> Exercise instructions
Give an exact copy of every line, leaving images out.
>>>>
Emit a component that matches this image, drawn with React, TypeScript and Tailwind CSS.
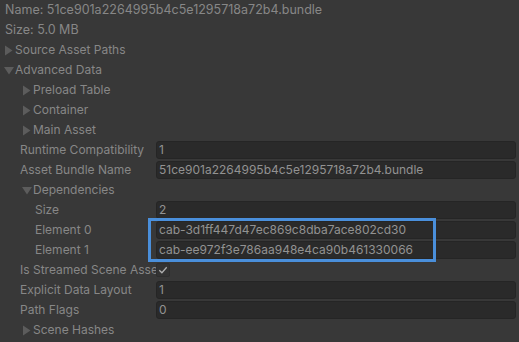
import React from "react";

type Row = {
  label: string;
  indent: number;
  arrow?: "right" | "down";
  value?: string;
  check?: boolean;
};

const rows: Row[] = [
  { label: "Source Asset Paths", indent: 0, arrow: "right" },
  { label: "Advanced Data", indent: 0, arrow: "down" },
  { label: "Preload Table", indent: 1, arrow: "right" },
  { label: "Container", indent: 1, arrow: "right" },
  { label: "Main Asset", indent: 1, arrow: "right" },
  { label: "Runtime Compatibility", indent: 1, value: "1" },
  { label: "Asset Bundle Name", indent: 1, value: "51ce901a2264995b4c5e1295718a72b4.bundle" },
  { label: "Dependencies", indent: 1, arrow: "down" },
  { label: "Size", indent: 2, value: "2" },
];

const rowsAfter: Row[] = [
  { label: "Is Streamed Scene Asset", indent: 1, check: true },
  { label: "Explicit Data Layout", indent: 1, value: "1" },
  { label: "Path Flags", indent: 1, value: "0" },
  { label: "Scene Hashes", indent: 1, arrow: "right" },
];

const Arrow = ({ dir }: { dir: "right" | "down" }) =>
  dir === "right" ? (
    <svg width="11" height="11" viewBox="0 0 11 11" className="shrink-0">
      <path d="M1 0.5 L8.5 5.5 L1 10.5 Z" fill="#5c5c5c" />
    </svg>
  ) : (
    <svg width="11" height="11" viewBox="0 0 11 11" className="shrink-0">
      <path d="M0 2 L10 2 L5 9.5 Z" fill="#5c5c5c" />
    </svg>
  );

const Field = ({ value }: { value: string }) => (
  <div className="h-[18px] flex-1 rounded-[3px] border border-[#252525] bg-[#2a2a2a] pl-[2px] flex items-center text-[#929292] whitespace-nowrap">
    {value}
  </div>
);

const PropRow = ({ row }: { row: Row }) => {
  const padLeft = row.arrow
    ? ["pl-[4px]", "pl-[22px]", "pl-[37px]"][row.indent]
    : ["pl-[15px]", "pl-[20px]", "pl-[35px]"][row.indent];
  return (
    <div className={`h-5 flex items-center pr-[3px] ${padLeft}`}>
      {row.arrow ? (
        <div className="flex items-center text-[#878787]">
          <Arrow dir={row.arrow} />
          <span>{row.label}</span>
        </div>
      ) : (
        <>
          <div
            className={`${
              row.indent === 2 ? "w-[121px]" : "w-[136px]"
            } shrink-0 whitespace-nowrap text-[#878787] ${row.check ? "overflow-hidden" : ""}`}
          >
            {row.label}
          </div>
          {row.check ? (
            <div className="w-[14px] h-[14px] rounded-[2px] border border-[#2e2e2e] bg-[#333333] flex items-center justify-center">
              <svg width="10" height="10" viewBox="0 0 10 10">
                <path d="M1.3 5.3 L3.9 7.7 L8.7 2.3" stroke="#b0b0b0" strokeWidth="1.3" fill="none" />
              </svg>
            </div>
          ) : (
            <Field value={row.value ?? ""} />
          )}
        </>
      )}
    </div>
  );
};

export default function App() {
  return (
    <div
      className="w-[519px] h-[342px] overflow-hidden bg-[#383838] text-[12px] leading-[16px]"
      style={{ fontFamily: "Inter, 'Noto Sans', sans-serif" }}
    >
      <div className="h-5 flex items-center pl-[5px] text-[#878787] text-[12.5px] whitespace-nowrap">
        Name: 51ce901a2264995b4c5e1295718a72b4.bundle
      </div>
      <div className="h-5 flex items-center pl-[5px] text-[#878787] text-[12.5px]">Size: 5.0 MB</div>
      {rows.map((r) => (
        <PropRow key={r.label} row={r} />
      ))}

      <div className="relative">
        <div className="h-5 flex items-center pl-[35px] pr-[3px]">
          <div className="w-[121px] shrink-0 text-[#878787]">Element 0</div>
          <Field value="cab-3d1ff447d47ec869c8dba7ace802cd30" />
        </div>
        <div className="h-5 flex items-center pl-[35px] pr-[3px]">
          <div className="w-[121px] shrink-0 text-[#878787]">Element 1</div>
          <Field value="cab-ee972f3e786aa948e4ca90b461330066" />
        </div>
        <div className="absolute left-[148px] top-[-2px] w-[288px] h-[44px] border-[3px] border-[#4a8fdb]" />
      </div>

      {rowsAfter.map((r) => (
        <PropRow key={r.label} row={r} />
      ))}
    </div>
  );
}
<<<<
> Full answer
Emit a component that matches this image, drawn with React, TypeScript and Tailwind CSS.
import React from "react";

type Row = {
  label: string;
  indent: number;
  arrow?: "right" | "down";
  value?: string;
  check?: boolean;
};

const rows: Row[] = [
  { label: "Source Asset Paths", indent: 0, arrow: "right" },
  { label: "Advanced Data", indent: 0, arrow: "down" },
  { label: "Preload Table", indent: 1, arrow: "right" },
  { label: "Container", indent: 1, arrow: "right" },
  { label: "Main Asset", indent: 1, arrow: "right" },
  { label: "Runtime Compatibility", indent: 1, value: "1" },
  { label: "Asset Bundle Name", indent: 1, value: "51ce901a2264995b4c5e1295718a72b4.bundle" },
  { label: "Dependencies", indent: 1, arrow: "down" },
  { label: "Size", indent: 2, value: "2" },
];

const rowsAfter: Row[] = [
  { label: "Is Streamed Scene Asset", indent: 1, check: true },
  { label: "Explicit Data Layout", indent: 1, value: "1" },
  { label: "Path Flags", indent: 1, value: "0" },
  { label: "Scene Hashes", indent: 1, arrow: "right" },
];

const Arrow = ({ dir }: { dir: "right" | "down" }) =>
  dir === "right" ? (
    <svg width="11" height="11" viewBox="0 0 11 11" className="shrink-0">
      <path d="M1 0.5 L8.5 5.5 L1 10.5 Z" fill="#5c5c5c" />
    </svg>
  ) : (
    <svg width="11" height="11" viewBox="0 0 11 11" className="shrink-0">
      <path d="M0 2 L10 2 L5 9.5 Z" fill="#5c5c5c" />
    </svg>
  );

const Field = ({ value }: { value: string }) => (
  <div className="h-[18px] flex-1 rounded-[3px] border border-[#252525] bg-[#2a2a2a] pl-[2px] flex items-center text-[#929292] whitespace-nowrap">
    {value}
  </div>
);

const PropRow = ({ row }: { row: Row }) => {
  const padLeft = row.arrow
    ? ["pl-[4px]", "pl-[22px]", "pl-[37px]"][row.indent]
    : ["pl-[15px]", "pl-[20px]", "pl-[35px]"][row.indent];
  return (
    <div className={`h-5 flex items-center pr-[3px] ${padLeft}`}>
      {row.arrow ? (
        <div className="flex items-center text-[#878787]">
          <Arrow dir={row.arrow} />
          <span>{row.label}</span>
        </div>
      ) : (
        <>
          <div
            className={`${
              row.indent === 2 ? "w-[121px]" : "w-[136px]"
            } shrink-0 whitespace-nowrap text-[#878787] ${row.check ? "overflow-hidden" : ""}`}
          >
            {row.label}
          </div>
          {row.check ? (
            <div className="w-[14px] h-[14px] rounded-[2px] border border-[#2e2e2e] bg-[#333333] flex items-center justify-center">
              <svg width="10" height="10" viewBox="0 0 10 10">
                <path d="M1.3 5.3 L3.9 7.7 L8.7 2.3" stroke="#b0b0b0" strokeWidth="1.3" fill="none" />
              </svg>
            </div>
          ) : (
            <Field value={row.value ?? ""} />
          )}
        </>
      )}
    </div>
  );
};

export default function App() {
  return (
    <div
      className="w-[519px] h-[342px] overflow-hidden bg-[#383838] text-[12px] leading-[16px]"
      style={{ fontFamily: "Inter, 'Noto Sans', sans-serif" }}
    >
      <div className="h-5 flex items-center pl-[5px] text-[#878787] text-[12.5px] whitespace-nowrap">
        Name: 51ce901a2264995b4c5e1295718a72b4.bundle
      </div>
      <div className="h-5 flex items-center pl-[5px] text-[#878787] text-[12.5px]">Size: 5.0 MB</div>
      {rows.map((r) => (
        <PropRow key={r.label} row={r} />
      ))}

      <div className="relative">
        <div className="h-5 flex items-center pl-[35px] pr-[3px]">
          <div className="w-[121px] shrink-0 text-[#878787]">Element 0</div>
          <Field value="cab-3d1ff447d47ec869c8dba7ace802cd30" />
        </div>
        <div className="h-5 flex items-center pl-[35px] pr-[3px]">
          <div className="w-[121px] shrink-0 text-[#878787]">Element 1</div>
          <Field value="cab-ee972f3e786aa948e4ca90b461330066" />
        </div>
        <div className="absolute left-[148px] top-[-2px] w-[288px] h-[44px] border-[3px] border-[#4a8fdb]" />
      </div>

      {rowsAfter.map((r) => (
        <PropRow key={r.label} row={r} />
      ))}
    </div>
  );
}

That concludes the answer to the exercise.